• TASK GOAL: Images are not part of the copy; write out the rest of the data exactly as given.

• INFORMATION SUPPLIED:
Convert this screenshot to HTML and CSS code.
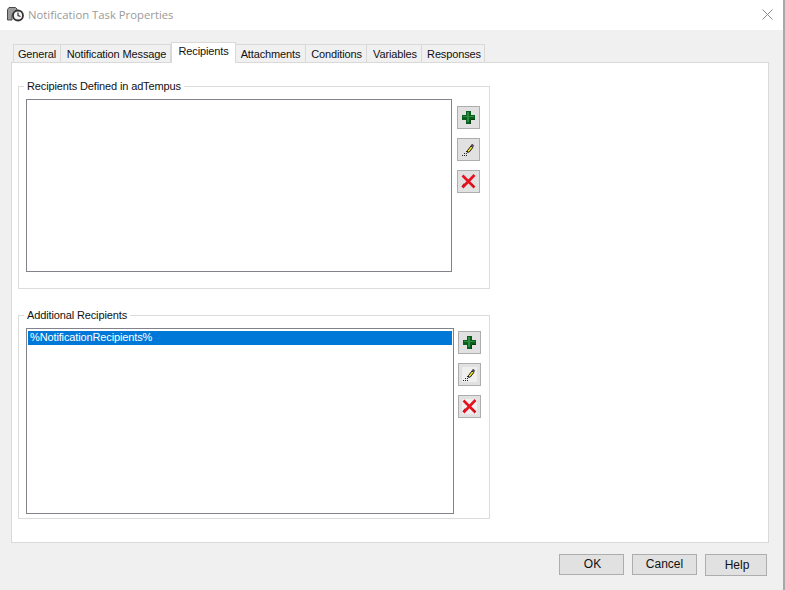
FILE: index.html
```html
<!DOCTYPE html>
<html lang="en">
<head>
<meta charset="utf-8">
<title>Notification Task Properties</title>
<link rel="stylesheet" href="styles.css">
</head>
<body>
<svg class="sprites" width="0" height="0" aria-hidden="true">
  <symbol id="plus" viewBox="0 0 15 15">
    <path d="M5 1h5v4h4v5h-4v4H5v-4H1V5h4z" fill="#0a5f1c"/>
    <path d="M6 2h2v4h5v1H8v5H6V7H2V6h4z" fill="#2b8c42"/>
    <path d="M10 9h4v1h-4zM9 10h1v4H9z" fill="#053d10"/>
  </symbol>
  <symbol id="edit" viewBox="0 0 15 15">
    <path d="M6.500 8.500l3.500-4.500 1.800 1.500-3.500 4.500-1.800.3z" fill="#f7e61a" stroke="#1c1c1c" stroke-width="1"/>
    <path d="M10 3.500l1-1.300 1.800 1.300-1 1.500z" fill="#6d4a72" stroke="#2a2a2a" stroke-width=".6"/>
    <path d="M1 13h1v1H1zM3 13h1v1H3zM5 13h1v1H5zM3 11h1v1H3zM5 11h1v1H5zM5 9h1v1H5z" fill="#222"/>
  </symbol>
  <symbol id="del" viewBox="0 0 15 15">
    <path d="M1.500 1.500l12 12M13.500 1l-12 12.500" stroke="#e6101f" stroke-width="2.600" fill="none"/>
    <path d="M3 9.500l-2 3M11 10l2 3" stroke="#a81220" stroke-width="1" fill="none"/>
  </symbol>
</svg>
<div class="window">
  <header class="titlebar">
    <svg class="app-icon" viewBox="0 0 17 17">
      <path d="M.5 13V2.500L2 .5h6.500L10 2v3H7L5 8v5z" fill="#9b9b9b" stroke="#4a4a4a"/>
      <circle cx="11" cy="8.500" r="5" fill="#f4f4f4" stroke="#333" stroke-width="1.800"/>
      <path d="M11 5.500v3l2.500 1" fill="none" stroke="#333" stroke-width="1.200"/>
    </svg>
    <span class="title">Notification Task Properties</span>
    <svg class="close" viewBox="0 0 11 11"><path d="M.5.500l10 10M10.500.500l-10 10" stroke="#8a8a8a" stroke-width="1" fill="none"/></svg>
  </header>
  <main class="content">
    <nav class="tabs">
      <span class="tab tab-general">General</span>
      <span class="tab tab-message">Notification Message</span>
      <span class="tab tab-active">Recipients</span>
      <span class="tab tab-attach">Attachments</span>
      <span class="tab tab-cond">Conditions</span>
      <span class="tab tab-vars">Variables</span>
      <span class="tab tab-resp">Responses</span>
    </nav>
    <section class="panel">
      <fieldset class="group group-defined">
        <legend>Recipients Defined in adTempus</legend>
        <div class="group-row">
          <div class="listbox listbox-defined"></div>
          <div class="tools tools-defined">
            <button class="tool"><svg class="glyph"><use href="#plus"/></svg></button>
            <button class="tool"><svg class="glyph"><use href="#edit"/></svg></button>
            <button class="tool"><svg class="glyph"><use href="#del"/></svg></button>
          </div>
        </div>
      </fieldset>
      <fieldset class="group group-additional">
        <legend>Additional Recipients</legend>
        <div class="group-row">
          <div class="listbox listbox-additional">
            <div class="item-selected">%NotificationRecipients%</div>
          </div>
          <div class="tools tools-additional">
            <button class="tool"><svg class="glyph"><use href="#plus"/></svg></button>
            <button class="tool"><svg class="glyph glyph-light"><use href="#edit"/></svg></button>
            <button class="tool"><svg class="glyph glyph-light"><use href="#del"/></svg></button>
          </div>
        </div>
      </fieldset>
    </section>
    <footer class="actions">
      <button class="action action-ok">OK</button>
      <button class="action">Cancel</button>
      <button class="action action-help">Help</button>
    </footer>
  </main>
</div>
</body>
</html>
```
FILE: styles.css
```css
* { box-sizing: border-box; }
html, body { margin: 0; padding: 0; }
body {
  width: 785px;
  height: 590px;
  overflow: hidden;
  font-family: "Liberation Sans", Arial, sans-serif;
  font-size: 11px;
  letter-spacing: -0.13px;
  color: #111;
}
.sprites { position: absolute; }
.window {
  width: 785px;
  height: 590px;
  background: #f0f0f0;
  border-right: 2px solid #a8a8a8;
}
.titlebar {
  height: 30px;
  background: #fff;
  display: flex;
  align-items: center;
  padding: 0 10px 0 7px;
}
.app-icon { width: 17px; height: 17px; margin-right: 4px; }
.title {
  flex: 1;
  font-family: "Open Sans", sans-serif;
  font-size: 11.300px;
  letter-spacing: 0;
  line-height: 15px;
  margin-top: -2px;
  color: #9a9a9a;
}
.close { width: 11px; height: 11px; margin-top: -2px; }
.content { padding: 14px 0 0 11px; }
.tabs {
  display: flex;
  height: 18px;
  padding-left: 2px;
  align-items: flex-start;
}
.tab {
  height: 18px;
  line-height: 18px;
  text-align: center;
  background: #f0f0f0;
  border: 1px solid #d9d9d9;
  border-bottom: 0;
  border-left: 0;
  white-space: nowrap;
}
.tab-general { width: 48px; border-left: 1px solid #d9d9d9; }
.tab-message { width: 110px; padding-left: 2px; }
.tab-active {
  width: 65px;
  height: 21px;
  margin-top: -2px;
  background: #fff;
  line-height: 17px;
  border-left: 1px solid #d9d9d9;
  position: relative;
  z-index: 1;
}
.tab-attach { width: 70px; }
.tab-cond { width: 61px; padding-left: 1px; }
.tab-vars { width: 55px; padding-left: 2px; }
.tab-resp { width: 63px; padding-left: 2px; }
.panel {
  width: 758px;
  height: 481px;
  background: #fff;
  border: 1px solid #d9d9d9;
  padding: 16px 0 0 6px;
}
.group {
  width: 472px;
  margin: 0;
  padding: 6px 0 0 7px;
  border: 1px solid #dcdcdc;
  min-width: 0;
}
.group legend {
  margin-left: -2px;
  padding: 0 3px;
  line-height: 14px;
  height: 14px;
}
.group-defined { height: 210px; }
.group-additional { height: 211px; margin-top: 19px; }
.group-row { display: flex; align-items: flex-start; }
.listbox {
  background: #fff;
  border: 1px solid #82828a;
  padding: 2px 1px 0;
}
.listbox-defined { width: 426px; height: 173px; }
.listbox-additional { width: 428px; height: 186px; }
.item-selected {
  height: 14px;
  line-height: 13px;
  padding-left: 2px;
  background: #0078d7;
  color: #fff;
}
.tools { display: flex; flex-direction: column; gap: 9px; }
.tools-defined { margin: 7px 0 0 5px; }
.tools-additional { margin: 3px 0 0 4px; }
.tool {
  width: 23px;
  height: 23px;
  padding: 0;
  background: #e1e1e1;
  border: 1px solid #adadad;
  display: flex;
  align-items: center;
  justify-content: center;
}
.glyph { width: 15px; height: 15px; }
.glyph-light { background: #efefef; }
.actions {
  display: flex;
  justify-content: flex-end;
  align-items: flex-start;
  gap: 8px;
  margin-top: 11px;
  padding-right: 16px;
}
.action {
  width: 65px;
  height: 21px;
  padding: 0 0 2px;
  background: #e1e1e1;
  border: 1px solid #adadad;
  font: inherit;
  font-size: 12px;
  letter-spacing: 0;
  color: #111;
}
.action-ok { padding-left: 2px; }
.action-help { width: 62px; height: 22px; padding-bottom: 0; padding-left: 2px; }
```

• WORKED ANSWER:
Convert this screenshot to HTML and CSS code.
FILE: index.html
```html
<!DOCTYPE html>
<html lang="en">
<head>
<meta charset="utf-8">
<title>Notification Task Properties</title>
<link rel="stylesheet" href="styles.css">
</head>
<body>
<svg class="sprites" width="0" height="0" aria-hidden="true">
  <symbol id="plus" viewBox="0 0 15 15">
    <path d="M5 1h5v4h4v5h-4v4H5v-4H1V5h4z" fill="#0a5f1c"/>
    <path d="M6 2h2v4h5v1H8v5H6V7H2V6h4z" fill="#2b8c42"/>
    <path d="M10 9h4v1h-4zM9 10h1v4H9z" fill="#053d10"/>
  </symbol>
  <symbol id="edit" viewBox="0 0 15 15">
    <path d="M6.500 8.500l3.500-4.500 1.800 1.500-3.500 4.500-1.800.3z" fill="#f7e61a" stroke="#1c1c1c" stroke-width="1"/>
    <path d="M10 3.500l1-1.300 1.800 1.300-1 1.500z" fill="#6d4a72" stroke="#2a2a2a" stroke-width=".6"/>
    <path d="M1 13h1v1H1zM3 13h1v1H3zM5 13h1v1H5zM3 11h1v1H3zM5 11h1v1H5zM5 9h1v1H5z" fill="#222"/>
  </symbol>
  <symbol id="del" viewBox="0 0 15 15">
    <path d="M1.500 1.500l12 12M13.500 1l-12 12.500" stroke="#e6101f" stroke-width="2.600" fill="none"/>
    <path d="M3 9.500l-2 3M11 10l2 3" stroke="#a81220" stroke-width="1" fill="none"/>
  </symbol>
</svg>
<div class="window">
  <header class="titlebar">
    <svg class="app-icon" viewBox="0 0 17 17">
      <path d="M.5 13V2.500L2 .5h6.500L10 2v3H7L5 8v5z" fill="#9b9b9b" stroke="#4a4a4a"/>
      <circle cx="11" cy="8.500" r="5" fill="#f4f4f4" stroke="#333" stroke-width="1.800"/>
      <path d="M11 5.500v3l2.500 1" fill="none" stroke="#333" stroke-width="1.200"/>
    </svg>
    <span class="title">Notification Task Properties</span>
    <svg class="close" viewBox="0 0 11 11"><path d="M.5.500l10 10M10.500.500l-10 10" stroke="#8a8a8a" stroke-width="1" fill="none"/></svg>
  </header>
  <main class="content">
    <nav class="tabs">
      <span class="tab tab-general">General</span>
      <span class="tab tab-message">Notification Message</span>
      <span class="tab tab-active">Recipients</span>
      <span class="tab tab-attach">Attachments</span>
      <span class="tab tab-cond">Conditions</span>
      <span class="tab tab-vars">Variables</span>
      <span class="tab tab-resp">Responses</span>
    </nav>
    <section class="panel">
      <fieldset class="group group-defined">
        <legend>Recipients Defined in adTempus</legend>
        <div class="group-row">
          <div class="listbox listbox-defined"></div>
          <div class="tools tools-defined">
            <button class="tool"><svg class="glyph"><use href="#plus"/></svg></button>
            <button class="tool"><svg class="glyph"><use href="#edit"/></svg></button>
            <button class="tool"><svg class="glyph"><use href="#del"/></svg></button>
          </div>
        </div>
      </fieldset>
      <fieldset class="group group-additional">
        <legend>Additional Recipients</legend>
        <div class="group-row">
          <div class="listbox listbox-additional">
            <div class="item-selected">%NotificationRecipients%</div>
          </div>
          <div class="tools tools-additional">
            <button class="tool"><svg class="glyph"><use href="#plus"/></svg></button>
            <button class="tool"><svg class="glyph glyph-light"><use href="#edit"/></svg></button>
            <button class="tool"><svg class="glyph glyph-light"><use href="#del"/></svg></button>
          </div>
        </div>
      </fieldset>
    </section>
    <footer class="actions">
      <button class="action action-ok">OK</button>
      <button class="action">Cancel</button>
      <button class="action action-help">Help</button>
    </footer>
  </main>
</div>
</body>
</html>
```
FILE: styles.css
```css
* { box-sizing: border-box; }
html, body { margin: 0; padding: 0; }
body {
  width: 785px;
  height: 590px;
  overflow: hidden;
  font-family: "Liberation Sans", Arial, sans-serif;
  font-size: 11px;
  letter-spacing: -0.13px;
  color: #111;
}
.sprites { position: absolute; }
.window {
  width: 785px;
  height: 590px;
  background: #f0f0f0;
  border-right: 2px solid #a8a8a8;
}
.titlebar {
  height: 30px;
  background: #fff;
  display: flex;
  align-items: center;
  padding: 0 10px 0 7px;
}
.app-icon { width: 17px; height: 17px; margin-right: 4px; }
.title {
  flex: 1;
  font-family: "Open Sans", sans-serif;
  font-size: 11.300px;
  letter-spacing: 0;
  line-height: 15px;
  margin-top: -2px;
  color: #9a9a9a;
}
.close { width: 11px; height: 11px; margin-top: -2px; }
.content { padding: 14px 0 0 11px; }
.tabs {
  display: flex;
  height: 18px;
  padding-left: 2px;
  align-items: flex-start;
}
.tab {
  height: 18px;
  line-height: 18px;
  text-align: center;
  background: #f0f0f0;
  border: 1px solid #d9d9d9;
  border-bottom: 0;
  border-left: 0;
  white-space: nowrap;
}
.tab-general { width: 48px; border-left: 1px solid #d9d9d9; }
.tab-message { width: 110px; padding-left: 2px; }
.tab-active {
  width: 65px;
  height: 21px;
  margin-top: -2px;
  background: #fff;
  line-height: 17px;
  border-left: 1px solid #d9d9d9;
  position: relative;
  z-index: 1;
}
.tab-attach { width: 70px; }
.tab-cond { width: 61px; padding-left: 1px; }
.tab-vars { width: 55px; padding-left: 2px; }
.tab-resp { width: 63px; padding-left: 2px; }
.panel {
  width: 758px;
  height: 481px;
  background: #fff;
  border: 1px solid #d9d9d9;
  padding: 16px 0 0 6px;
}
.group {
  width: 472px;
  margin: 0;
  padding: 6px 0 0 7px;
  border: 1px solid #dcdcdc;
  min-width: 0;
}
.group legend {
  margin-left: -2px;
  padding: 0 3px;
  line-height: 14px;
  height: 14px;
}
.group-defined { height: 210px; }
.group-additional { height: 211px; margin-top: 19px; }
.group-row { display: flex; align-items: flex-start; }
.listbox {
  background: #fff;
  border: 1px solid #82828a;
  padding: 2px 1px 0;
}
.listbox-defined { width: 426px; height: 173px; }
.listbox-additional { width: 428px; height: 186px; }
.item-selected {
  height: 14px;
  line-height: 13px;
  padding-left: 2px;
  background: #0078d7;
  color: #fff;
}
.tools { display: flex; flex-direction: column; gap: 9px; }
.tools-defined { margin: 7px 0 0 5px; }
.tools-additional { margin: 3px 0 0 4px; }
.tool {
  width: 23px;
  height: 23px;
  padding: 0;
  background: #e1e1e1;
  border: 1px solid #adadad;
  display: flex;
  align-items: center;
  justify-content: center;
}
.glyph { width: 15px; height: 15px; }
.glyph-light { background: #efefef; }
.actions {
  display: flex;
  justify-content: flex-end;
  align-items: flex-start;
  gap: 8px;
  margin-top: 11px;
  padding-right: 16px;
}
.action {
  width: 65px;
  height: 21px;
  padding: 0 0 2px;
  background: #e1e1e1;
  border: 1px solid #adadad;
  font: inherit;
  font-size: 12px;
  letter-spacing: 0;
  color: #111;
}
.action-ok { padding-left: 2px; }
.action-help { width: 62px; height: 22px; padding-bottom: 0; padding-left: 2px; }
```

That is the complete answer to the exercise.